_Material provided_:
= = = = = = =

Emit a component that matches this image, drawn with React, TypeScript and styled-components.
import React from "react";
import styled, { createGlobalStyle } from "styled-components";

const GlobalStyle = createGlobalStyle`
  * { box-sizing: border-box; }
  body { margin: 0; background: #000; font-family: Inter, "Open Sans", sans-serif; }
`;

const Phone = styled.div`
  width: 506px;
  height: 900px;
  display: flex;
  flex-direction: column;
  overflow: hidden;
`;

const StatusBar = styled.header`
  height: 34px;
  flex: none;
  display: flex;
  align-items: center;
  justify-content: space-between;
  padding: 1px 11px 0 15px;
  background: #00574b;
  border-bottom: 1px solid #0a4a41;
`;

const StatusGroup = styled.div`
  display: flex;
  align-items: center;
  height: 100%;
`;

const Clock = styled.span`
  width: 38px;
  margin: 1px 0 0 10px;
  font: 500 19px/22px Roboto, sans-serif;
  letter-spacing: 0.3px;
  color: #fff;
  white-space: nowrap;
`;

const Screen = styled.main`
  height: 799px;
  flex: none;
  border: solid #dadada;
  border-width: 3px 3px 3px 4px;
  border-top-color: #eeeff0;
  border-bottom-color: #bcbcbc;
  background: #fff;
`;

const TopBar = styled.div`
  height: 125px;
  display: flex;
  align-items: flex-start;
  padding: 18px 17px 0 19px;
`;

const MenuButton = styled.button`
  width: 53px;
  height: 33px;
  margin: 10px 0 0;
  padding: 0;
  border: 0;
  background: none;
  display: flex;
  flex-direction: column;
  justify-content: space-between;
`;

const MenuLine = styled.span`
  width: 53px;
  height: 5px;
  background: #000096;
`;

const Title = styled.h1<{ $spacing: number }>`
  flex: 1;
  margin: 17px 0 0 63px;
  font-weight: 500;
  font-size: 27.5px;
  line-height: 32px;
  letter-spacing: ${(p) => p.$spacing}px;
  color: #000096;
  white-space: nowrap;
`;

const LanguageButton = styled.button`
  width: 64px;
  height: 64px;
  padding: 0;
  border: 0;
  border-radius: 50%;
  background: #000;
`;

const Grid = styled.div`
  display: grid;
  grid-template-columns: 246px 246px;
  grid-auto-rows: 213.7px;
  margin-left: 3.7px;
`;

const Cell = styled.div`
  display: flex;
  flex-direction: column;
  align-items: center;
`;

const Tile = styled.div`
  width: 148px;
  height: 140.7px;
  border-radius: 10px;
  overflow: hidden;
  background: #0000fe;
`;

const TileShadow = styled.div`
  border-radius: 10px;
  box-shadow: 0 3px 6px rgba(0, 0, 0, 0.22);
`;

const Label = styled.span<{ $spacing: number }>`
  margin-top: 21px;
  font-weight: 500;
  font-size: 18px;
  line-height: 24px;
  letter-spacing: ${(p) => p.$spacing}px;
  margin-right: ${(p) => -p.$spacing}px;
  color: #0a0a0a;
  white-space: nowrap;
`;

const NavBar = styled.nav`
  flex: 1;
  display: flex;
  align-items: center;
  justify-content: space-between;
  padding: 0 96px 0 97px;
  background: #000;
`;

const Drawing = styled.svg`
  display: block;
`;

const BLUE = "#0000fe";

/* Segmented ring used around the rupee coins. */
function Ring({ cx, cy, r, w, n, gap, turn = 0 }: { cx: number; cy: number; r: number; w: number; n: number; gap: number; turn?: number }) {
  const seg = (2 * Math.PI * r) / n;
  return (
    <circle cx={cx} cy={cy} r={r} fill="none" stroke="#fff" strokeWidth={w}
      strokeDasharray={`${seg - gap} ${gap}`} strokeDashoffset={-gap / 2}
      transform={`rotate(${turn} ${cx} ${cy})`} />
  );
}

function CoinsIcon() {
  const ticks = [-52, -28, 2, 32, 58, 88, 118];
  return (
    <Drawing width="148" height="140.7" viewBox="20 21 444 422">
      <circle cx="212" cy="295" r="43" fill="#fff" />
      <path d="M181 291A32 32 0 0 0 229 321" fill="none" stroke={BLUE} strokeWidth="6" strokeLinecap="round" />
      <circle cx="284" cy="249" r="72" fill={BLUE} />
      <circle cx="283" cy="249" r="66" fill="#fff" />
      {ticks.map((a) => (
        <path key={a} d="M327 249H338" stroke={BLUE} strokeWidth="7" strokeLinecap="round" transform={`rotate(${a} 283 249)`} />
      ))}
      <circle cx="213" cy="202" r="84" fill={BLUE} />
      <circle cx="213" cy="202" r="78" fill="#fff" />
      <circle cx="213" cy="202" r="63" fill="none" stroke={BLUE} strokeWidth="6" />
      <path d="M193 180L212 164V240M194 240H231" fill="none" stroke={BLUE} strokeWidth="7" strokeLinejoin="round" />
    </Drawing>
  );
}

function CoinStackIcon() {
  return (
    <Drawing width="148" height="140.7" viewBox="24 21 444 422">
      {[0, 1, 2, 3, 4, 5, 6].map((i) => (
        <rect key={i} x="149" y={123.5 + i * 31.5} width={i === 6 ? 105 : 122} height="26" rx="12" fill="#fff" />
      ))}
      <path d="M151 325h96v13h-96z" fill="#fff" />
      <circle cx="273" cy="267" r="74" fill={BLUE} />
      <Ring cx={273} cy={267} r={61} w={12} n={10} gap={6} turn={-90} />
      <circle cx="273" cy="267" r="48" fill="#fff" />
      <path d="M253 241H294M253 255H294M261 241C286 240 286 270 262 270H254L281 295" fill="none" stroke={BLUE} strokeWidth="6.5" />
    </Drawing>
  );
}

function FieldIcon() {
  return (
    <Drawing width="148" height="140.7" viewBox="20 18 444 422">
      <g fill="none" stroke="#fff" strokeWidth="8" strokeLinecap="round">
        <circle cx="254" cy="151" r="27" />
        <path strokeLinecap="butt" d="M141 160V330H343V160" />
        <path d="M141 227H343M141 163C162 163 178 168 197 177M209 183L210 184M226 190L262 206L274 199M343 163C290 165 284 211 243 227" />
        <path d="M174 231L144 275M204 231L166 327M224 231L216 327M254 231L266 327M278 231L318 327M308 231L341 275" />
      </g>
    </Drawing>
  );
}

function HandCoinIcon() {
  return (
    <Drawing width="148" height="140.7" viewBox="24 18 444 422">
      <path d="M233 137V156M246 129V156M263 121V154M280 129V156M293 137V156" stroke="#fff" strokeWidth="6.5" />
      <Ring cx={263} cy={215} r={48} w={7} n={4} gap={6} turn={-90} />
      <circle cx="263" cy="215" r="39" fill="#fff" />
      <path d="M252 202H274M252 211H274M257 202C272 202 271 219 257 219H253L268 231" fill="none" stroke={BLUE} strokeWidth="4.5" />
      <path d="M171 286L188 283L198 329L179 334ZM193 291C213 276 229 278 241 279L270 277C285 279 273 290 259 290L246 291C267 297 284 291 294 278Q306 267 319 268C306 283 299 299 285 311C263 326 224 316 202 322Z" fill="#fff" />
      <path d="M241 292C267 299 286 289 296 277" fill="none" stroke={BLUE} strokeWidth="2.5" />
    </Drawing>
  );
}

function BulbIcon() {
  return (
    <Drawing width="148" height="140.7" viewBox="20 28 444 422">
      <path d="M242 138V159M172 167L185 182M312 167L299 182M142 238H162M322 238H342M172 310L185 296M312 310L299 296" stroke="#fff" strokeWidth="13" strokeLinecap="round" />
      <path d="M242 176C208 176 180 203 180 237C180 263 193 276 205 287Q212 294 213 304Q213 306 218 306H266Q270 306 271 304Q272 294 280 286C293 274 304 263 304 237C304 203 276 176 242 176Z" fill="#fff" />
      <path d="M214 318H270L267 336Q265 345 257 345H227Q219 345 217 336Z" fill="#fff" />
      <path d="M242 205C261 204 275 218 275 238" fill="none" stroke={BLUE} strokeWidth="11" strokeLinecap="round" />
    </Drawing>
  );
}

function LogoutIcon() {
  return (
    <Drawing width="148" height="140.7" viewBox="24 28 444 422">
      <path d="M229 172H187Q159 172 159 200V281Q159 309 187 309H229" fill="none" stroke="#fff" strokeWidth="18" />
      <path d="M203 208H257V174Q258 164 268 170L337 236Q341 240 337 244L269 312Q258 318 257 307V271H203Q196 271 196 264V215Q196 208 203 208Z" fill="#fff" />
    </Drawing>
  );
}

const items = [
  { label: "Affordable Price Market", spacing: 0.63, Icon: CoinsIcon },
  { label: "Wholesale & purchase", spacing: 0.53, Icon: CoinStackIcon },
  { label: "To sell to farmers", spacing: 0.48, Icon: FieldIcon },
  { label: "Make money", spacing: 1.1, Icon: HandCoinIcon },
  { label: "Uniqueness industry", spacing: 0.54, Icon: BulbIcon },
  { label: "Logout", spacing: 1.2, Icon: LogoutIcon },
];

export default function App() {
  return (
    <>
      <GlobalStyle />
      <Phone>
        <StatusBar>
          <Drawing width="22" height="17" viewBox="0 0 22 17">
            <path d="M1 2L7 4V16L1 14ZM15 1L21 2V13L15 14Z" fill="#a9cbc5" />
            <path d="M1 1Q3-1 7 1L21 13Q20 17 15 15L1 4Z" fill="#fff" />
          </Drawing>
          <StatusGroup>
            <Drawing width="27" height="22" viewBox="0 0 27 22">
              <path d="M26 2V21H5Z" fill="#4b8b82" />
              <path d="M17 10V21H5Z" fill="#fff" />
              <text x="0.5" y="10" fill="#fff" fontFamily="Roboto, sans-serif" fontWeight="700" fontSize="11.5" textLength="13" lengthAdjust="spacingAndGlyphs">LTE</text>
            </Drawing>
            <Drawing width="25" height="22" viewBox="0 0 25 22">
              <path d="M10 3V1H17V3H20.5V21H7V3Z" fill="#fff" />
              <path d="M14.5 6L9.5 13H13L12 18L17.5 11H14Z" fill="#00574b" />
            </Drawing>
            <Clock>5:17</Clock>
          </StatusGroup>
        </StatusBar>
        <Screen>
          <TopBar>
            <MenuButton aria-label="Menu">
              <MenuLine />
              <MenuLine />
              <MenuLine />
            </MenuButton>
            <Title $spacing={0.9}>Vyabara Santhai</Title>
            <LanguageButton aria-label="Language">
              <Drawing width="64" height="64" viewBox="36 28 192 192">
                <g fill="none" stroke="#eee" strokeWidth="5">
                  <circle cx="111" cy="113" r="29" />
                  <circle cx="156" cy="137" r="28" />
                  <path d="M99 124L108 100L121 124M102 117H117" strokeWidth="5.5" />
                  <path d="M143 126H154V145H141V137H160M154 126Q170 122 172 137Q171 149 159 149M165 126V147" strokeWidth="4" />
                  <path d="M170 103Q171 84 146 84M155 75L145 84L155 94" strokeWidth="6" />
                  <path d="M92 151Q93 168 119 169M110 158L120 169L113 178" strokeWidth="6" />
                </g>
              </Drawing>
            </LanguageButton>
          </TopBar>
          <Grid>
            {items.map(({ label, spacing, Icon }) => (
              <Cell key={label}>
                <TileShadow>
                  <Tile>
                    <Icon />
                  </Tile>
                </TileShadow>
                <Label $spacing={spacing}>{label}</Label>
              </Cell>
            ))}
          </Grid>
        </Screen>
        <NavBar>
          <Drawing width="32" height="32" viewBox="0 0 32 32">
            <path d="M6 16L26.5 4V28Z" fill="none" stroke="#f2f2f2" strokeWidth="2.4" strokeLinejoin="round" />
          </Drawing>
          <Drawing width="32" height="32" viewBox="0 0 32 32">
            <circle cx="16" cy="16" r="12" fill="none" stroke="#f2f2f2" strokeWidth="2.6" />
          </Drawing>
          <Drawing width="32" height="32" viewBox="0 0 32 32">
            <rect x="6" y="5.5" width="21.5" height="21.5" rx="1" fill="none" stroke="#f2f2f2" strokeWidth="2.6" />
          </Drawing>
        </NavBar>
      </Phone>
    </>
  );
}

= = = = = = =

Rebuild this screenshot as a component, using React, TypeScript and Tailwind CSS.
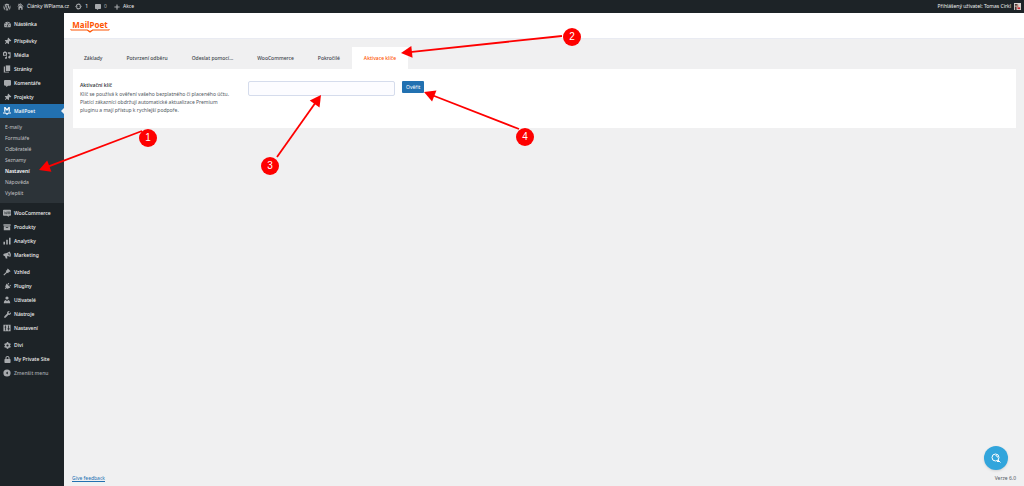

= = = = = = =

_Work instructions_:
Copy all lines above containing the string "React".

_Result of the task_:
Emit a component that matches this image, drawn with React, TypeScript and styled-components.
import React from "react";
Rebuild this screenshot as a component, using React, TypeScript and Tailwind CSS.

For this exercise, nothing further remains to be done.